1953—Carl Swanson introduces the first TV dinner: turkey, gravy, cornbread, peas, and sweet potatoes.
1958—Cosmopolitan predicts that in the future we will spray the aroma of bacon frying or fresh-baked bread around our kitchens as we prepare dinner in the microwave. They’re only half right. Everyone’s in too much of a hurry to bother with the smells.
1960s—People are beginning to wonder what happened to all the leisure promised by time-saving devices. Studies show that the amount of time spent on household chores has dropped a bit since the 1930s, but driving, shopping, and longer hours at work have more than filled up the time.
1964—Bob Dylan turns the Beatles on to pot, an early sign of the soon-to-be-widespread marijuana craze. For the first time in a century a social trend seems to turn its back on speed in favor of “mellowing out.”

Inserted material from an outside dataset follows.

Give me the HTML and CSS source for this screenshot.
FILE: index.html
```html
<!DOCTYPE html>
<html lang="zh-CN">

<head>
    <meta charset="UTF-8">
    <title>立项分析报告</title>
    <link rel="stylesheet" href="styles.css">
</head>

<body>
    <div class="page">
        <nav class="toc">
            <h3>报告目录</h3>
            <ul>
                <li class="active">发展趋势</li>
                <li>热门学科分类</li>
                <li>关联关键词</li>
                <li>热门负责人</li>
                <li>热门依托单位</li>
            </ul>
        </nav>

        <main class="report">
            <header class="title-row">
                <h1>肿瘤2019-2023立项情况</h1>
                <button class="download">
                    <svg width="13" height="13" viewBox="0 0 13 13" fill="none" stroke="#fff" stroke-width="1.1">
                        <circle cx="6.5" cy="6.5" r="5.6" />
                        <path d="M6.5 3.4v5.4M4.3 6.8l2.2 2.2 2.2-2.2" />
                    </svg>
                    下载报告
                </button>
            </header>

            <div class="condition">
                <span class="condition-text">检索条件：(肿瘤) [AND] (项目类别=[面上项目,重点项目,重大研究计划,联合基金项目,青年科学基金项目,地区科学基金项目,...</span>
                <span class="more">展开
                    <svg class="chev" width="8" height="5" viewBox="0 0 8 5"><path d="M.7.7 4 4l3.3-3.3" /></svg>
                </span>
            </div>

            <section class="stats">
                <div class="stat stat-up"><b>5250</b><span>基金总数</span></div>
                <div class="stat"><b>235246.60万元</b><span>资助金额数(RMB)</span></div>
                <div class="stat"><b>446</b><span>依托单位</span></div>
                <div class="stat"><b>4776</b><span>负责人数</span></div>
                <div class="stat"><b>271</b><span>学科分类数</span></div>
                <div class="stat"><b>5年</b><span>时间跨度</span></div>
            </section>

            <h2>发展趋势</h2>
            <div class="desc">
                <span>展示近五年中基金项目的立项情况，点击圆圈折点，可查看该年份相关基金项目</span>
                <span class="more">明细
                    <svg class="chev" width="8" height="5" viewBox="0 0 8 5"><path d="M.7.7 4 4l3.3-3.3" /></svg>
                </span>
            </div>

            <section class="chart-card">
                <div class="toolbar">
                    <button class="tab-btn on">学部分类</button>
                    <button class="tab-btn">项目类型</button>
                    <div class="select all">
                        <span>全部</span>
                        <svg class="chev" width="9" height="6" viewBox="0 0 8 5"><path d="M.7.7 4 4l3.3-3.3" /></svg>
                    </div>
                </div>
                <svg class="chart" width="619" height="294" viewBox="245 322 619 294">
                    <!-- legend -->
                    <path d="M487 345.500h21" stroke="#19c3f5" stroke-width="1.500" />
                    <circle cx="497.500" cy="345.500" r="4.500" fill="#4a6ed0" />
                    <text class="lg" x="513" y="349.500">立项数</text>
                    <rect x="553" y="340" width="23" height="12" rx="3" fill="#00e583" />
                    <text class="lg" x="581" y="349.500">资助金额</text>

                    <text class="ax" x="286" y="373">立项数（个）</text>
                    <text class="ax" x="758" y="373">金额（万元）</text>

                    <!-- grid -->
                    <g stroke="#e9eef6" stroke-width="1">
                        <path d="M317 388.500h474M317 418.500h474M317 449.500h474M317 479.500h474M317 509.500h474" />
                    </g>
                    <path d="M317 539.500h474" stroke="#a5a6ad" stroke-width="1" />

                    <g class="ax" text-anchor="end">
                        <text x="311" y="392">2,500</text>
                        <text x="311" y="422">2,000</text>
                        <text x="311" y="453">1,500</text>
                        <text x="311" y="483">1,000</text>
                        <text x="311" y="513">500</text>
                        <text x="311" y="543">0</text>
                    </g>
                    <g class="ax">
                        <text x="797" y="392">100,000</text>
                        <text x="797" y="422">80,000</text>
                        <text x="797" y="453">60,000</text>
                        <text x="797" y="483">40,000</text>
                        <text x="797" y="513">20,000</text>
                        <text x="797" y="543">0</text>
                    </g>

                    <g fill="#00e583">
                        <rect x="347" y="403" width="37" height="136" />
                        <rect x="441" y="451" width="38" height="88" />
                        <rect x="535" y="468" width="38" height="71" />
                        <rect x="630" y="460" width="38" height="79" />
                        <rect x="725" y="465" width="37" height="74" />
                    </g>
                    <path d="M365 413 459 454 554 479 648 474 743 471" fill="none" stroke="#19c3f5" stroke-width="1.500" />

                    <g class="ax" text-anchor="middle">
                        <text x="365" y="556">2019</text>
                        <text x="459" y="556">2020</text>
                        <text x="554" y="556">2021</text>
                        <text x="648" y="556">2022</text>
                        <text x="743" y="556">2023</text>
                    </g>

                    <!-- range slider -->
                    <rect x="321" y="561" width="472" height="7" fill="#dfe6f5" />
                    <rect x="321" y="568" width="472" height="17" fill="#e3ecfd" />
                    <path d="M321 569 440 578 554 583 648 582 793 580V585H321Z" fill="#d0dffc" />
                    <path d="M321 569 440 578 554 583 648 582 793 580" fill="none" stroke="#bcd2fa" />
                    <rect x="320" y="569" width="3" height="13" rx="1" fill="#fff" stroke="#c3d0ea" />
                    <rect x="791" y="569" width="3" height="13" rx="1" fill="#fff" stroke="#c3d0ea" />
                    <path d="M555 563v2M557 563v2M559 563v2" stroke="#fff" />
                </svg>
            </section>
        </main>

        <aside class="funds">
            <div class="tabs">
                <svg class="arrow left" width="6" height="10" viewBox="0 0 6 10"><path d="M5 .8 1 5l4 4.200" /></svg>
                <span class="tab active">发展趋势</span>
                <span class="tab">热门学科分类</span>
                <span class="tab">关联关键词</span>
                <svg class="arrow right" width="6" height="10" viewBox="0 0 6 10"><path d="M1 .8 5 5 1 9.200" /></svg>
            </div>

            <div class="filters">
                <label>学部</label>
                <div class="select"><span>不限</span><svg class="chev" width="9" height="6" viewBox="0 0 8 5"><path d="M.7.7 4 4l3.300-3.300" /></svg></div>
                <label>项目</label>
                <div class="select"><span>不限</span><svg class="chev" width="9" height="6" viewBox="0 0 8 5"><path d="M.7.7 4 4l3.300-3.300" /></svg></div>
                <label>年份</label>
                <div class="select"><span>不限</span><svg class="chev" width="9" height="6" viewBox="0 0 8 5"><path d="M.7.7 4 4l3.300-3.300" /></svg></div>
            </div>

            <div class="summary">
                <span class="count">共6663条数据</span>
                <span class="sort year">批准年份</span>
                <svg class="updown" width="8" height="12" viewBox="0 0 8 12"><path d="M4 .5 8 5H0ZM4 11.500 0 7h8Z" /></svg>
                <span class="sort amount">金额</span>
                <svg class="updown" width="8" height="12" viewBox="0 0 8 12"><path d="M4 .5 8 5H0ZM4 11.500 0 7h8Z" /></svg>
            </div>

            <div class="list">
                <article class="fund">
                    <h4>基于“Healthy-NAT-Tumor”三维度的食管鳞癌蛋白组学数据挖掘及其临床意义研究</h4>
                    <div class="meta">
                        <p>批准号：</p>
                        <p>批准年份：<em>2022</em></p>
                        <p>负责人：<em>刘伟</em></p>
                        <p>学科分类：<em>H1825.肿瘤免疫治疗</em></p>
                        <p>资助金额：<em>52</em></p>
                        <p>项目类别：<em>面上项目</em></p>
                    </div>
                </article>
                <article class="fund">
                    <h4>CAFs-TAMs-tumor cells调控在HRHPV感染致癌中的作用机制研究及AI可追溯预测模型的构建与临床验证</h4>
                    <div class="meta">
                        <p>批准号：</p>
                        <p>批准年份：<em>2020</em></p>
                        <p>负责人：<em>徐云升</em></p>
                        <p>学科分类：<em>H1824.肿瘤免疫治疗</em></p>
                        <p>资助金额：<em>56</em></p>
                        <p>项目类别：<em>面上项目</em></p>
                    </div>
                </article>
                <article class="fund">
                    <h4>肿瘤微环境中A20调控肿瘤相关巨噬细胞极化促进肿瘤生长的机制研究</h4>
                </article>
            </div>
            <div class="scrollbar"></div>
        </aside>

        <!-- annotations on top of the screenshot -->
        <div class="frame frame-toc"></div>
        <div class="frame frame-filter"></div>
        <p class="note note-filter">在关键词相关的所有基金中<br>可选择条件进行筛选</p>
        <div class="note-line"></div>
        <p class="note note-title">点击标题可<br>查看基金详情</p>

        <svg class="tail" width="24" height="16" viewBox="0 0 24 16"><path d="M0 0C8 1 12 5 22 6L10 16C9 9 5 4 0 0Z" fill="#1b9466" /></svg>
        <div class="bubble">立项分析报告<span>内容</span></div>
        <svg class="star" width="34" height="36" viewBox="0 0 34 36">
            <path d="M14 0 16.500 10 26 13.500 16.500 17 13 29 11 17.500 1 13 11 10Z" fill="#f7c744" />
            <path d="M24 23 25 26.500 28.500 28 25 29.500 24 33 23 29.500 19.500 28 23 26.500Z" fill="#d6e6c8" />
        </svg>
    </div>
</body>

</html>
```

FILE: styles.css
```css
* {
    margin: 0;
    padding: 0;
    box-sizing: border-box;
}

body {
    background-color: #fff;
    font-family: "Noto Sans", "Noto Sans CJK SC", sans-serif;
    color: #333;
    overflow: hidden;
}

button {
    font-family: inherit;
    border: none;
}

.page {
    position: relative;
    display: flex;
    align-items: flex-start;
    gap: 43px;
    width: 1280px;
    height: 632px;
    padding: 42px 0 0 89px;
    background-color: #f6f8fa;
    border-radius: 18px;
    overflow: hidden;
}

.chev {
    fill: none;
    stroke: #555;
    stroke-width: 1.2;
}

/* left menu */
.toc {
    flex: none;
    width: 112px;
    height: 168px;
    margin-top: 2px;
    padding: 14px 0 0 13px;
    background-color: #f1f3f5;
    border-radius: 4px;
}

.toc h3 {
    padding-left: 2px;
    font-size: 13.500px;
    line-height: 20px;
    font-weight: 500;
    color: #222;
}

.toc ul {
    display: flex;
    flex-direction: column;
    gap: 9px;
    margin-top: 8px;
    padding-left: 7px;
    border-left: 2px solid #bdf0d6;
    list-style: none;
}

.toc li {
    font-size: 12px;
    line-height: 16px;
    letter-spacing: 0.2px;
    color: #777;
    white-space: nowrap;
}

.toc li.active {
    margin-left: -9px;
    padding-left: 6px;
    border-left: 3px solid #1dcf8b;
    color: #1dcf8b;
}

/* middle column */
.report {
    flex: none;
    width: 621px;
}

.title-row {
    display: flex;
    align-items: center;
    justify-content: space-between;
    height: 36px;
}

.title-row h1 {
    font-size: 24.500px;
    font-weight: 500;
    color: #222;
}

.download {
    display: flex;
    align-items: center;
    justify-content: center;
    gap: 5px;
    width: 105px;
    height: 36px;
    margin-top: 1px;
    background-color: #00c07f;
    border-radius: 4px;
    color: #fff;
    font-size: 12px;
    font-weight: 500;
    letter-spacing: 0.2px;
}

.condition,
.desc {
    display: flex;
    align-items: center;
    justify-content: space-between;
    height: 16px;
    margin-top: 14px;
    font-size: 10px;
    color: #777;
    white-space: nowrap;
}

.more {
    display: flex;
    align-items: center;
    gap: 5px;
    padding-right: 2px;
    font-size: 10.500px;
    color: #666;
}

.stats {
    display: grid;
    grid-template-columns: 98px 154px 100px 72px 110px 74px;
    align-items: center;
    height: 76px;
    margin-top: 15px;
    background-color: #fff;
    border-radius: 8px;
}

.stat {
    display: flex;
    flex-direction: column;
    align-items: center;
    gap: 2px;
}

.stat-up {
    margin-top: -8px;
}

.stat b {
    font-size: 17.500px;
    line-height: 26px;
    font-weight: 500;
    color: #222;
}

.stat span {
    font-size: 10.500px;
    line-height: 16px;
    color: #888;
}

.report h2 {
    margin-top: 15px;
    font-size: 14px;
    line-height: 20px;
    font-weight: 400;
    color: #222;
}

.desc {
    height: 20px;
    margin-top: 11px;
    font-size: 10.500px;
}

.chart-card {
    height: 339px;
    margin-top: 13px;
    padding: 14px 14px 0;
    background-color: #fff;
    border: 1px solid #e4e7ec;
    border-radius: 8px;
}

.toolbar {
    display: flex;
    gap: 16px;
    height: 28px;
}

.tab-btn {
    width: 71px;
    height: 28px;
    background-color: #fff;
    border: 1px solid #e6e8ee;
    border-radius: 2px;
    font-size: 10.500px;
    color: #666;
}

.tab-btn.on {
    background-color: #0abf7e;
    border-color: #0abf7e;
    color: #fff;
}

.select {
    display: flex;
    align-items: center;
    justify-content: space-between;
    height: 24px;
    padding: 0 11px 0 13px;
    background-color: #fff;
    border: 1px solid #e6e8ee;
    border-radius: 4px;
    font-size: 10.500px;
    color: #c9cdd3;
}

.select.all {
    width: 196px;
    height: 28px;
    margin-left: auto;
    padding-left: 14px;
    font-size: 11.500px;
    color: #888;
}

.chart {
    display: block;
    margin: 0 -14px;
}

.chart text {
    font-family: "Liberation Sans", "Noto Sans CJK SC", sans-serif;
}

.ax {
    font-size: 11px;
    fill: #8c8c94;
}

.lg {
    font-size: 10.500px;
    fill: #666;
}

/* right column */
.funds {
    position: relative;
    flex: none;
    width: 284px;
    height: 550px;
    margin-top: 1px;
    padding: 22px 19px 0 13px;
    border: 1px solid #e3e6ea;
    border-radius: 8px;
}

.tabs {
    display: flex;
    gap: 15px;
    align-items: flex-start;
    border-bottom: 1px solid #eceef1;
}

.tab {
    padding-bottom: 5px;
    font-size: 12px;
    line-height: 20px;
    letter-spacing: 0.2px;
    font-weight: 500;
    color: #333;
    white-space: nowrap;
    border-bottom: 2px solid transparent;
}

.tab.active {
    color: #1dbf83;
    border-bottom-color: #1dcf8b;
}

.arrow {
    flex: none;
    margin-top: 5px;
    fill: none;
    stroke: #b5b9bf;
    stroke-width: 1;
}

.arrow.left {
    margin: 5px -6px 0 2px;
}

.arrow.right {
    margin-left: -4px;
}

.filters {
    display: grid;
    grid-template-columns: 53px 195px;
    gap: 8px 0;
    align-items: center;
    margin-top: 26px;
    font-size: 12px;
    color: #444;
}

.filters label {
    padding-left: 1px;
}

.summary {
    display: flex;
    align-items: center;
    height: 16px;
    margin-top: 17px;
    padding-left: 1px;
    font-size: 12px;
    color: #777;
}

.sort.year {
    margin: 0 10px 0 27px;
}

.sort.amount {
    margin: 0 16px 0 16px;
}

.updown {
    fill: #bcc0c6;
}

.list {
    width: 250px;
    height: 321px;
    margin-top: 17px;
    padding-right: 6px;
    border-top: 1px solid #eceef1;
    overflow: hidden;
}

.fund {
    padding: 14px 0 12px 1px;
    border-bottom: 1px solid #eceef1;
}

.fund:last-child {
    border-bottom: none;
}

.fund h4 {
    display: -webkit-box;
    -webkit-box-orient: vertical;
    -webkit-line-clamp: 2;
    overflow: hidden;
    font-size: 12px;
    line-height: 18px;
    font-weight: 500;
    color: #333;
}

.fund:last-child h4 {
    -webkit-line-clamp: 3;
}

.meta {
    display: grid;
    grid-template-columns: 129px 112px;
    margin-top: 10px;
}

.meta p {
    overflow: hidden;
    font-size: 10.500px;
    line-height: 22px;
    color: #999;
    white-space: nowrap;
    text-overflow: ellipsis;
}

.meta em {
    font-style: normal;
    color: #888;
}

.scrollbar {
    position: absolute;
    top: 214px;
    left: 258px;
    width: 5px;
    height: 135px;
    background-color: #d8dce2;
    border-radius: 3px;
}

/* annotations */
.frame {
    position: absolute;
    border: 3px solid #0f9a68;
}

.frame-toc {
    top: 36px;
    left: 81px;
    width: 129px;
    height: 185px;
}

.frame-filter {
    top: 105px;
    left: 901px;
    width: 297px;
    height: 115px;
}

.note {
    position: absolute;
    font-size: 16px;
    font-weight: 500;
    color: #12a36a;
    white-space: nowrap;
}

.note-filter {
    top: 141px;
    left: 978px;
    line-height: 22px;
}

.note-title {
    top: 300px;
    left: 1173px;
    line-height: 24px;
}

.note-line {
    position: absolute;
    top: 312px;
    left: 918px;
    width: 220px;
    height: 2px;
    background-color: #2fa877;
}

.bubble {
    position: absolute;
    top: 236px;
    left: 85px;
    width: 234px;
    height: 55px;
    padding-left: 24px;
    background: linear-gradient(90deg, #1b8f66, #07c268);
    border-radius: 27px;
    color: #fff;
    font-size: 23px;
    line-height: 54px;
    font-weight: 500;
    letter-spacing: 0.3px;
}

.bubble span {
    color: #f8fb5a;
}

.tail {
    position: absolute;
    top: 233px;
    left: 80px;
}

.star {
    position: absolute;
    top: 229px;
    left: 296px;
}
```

1971—Madison Avenue realizes that faster-paced TV ads can make the same pitch in half the time. Almost overnight the standard one-minute commercial shrinks to 30 seconds and, according to time expert Ralph Keyes, the tempo of American life will never be the same again. By the 1980s, many commercials will be 15-second furies of fast-talking salesmanship.
1973—Federal Express service begins, further quickening the pace at which white-collar America works.
1970s—The drug culture gets in step with the rest of society as the buzz of cocaine replaces the low-key mood of marijuana as the high of choice.
1982—The bottom drops of out of the cake mix market, as overextended homemakers can no longer spare a half-hour to bake premixed cakes.
1980s—The nanosecond, a measure of time lasting one-billionth of a second, debuts. “This marks a radical turning point in the way human beings relate to time,” says Jeremy Rifkin, author of Time Wars. A snap of your fingers takes 500 million nanoseconds.
Mid-1980s—Fax machines become commonplace. Suddenly Fed Ex seems tortoiselike.
Late 1980s—The cellular phone hits the market. At first, everyone makes fun of self-important yuppies making calls from their BMWs, but before long these phones become indispensable.
1990s—Widespread use of e-mail makes sending a fax seem like a waste of time.
1990s—The duration of the average business lunch—no longer the three-martini variety—has been downsized to 36 minutes, according to Fast Company magazine.
Sources: Much of the timeline information came from Timelock: How Life Got So Hectic and What You Can Do About It by Ralph Keyes (1991, HarperCollins) and The Culture of Time and Space 1880-1918 by Stephen Kern (1983, Harvard University Press).